The 50mm 1.8 F-S G is the NEWEST and most-sophisticated 50mm lens design Nikon has made...it has a fairly sophisticated design (not an econo-design like say the old Canon 50/1.8 EF-II, which is a cheezy 5-element design that was outdated 30 years ago...) the new 50/1.8 has an aspherical element design, which the 50/1.4 AF-S G does NOT have...I saw not too long ago a multiple 50mm lens test, I believe 7 different 50mm lenses, including a new "Zeiss" design in F-mount, a 50/1.4 Planar, made by Cosina in Japan, to Zeiss specs...the winner OVERALL, in ALL performance categories combined...was....the brand new 50mm 1.8 AFS-G Nikkor...

Looking at that DxO Mark testing article, I noticed the good old 5D and the Nikon D3 bodies were very,very close, and at the top of the efficiency rankings...it's interesting that the original 5D's 12.8 MP sensor is just a little bit lower in performance than the 12.2 MP sensor of the Nikon D3...those monster-sized pixels in those two FX designs have proven themselves to be about as good as can be made for low-light or high-ISO or wide-aperture work...
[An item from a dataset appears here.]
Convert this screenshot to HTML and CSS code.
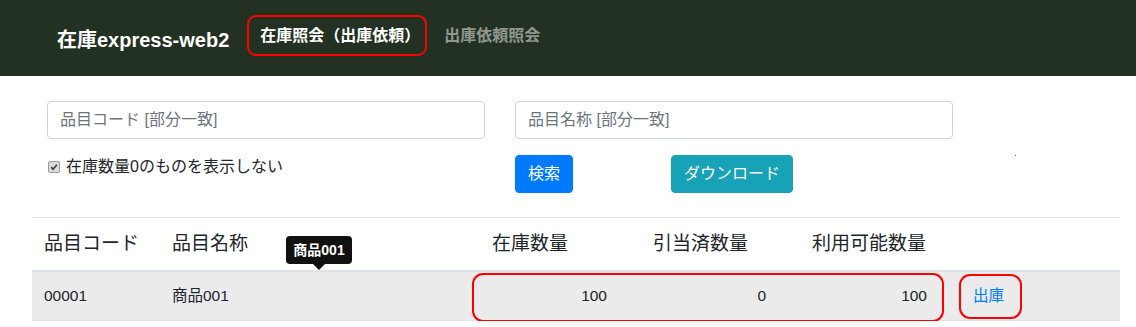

The original post KmH made dovetails in with something I was reading last week elsewhere: a guy was suggesting that users carefully test their OWN cameras in low to moderate light levels, at different apertures, to see how color rendition was affected, sometimes quite significantly, at f/4 and then at wider apertures...and not just "some guy", but a very experienced photographer whose opinion I respect. I believe, looking at the DxO Mark graph, that the small-sensor, high MP count sensors are losing 4/10, to 9/10th of an EV value at wider apertures...and if what DxO Mark is true, this other photographer's own actual real-world tests, which show WORSE COLOR at wide apertures in less-than-ideal lighting conditions, are probably due to what DxO Mark has stated: that the CAMERA MAKERS are CHANGING the ISO gain setting at wide apertures without stating that fact!!!! Yikes!!! Elevation of the ISO level is one of the quickest ways to watch one's color richness and saturation go to hell; above XXX or XXXX ISO levels, and the color on the majority of d-slrs takes a huge,huge hit--even WITH good, generous exposures...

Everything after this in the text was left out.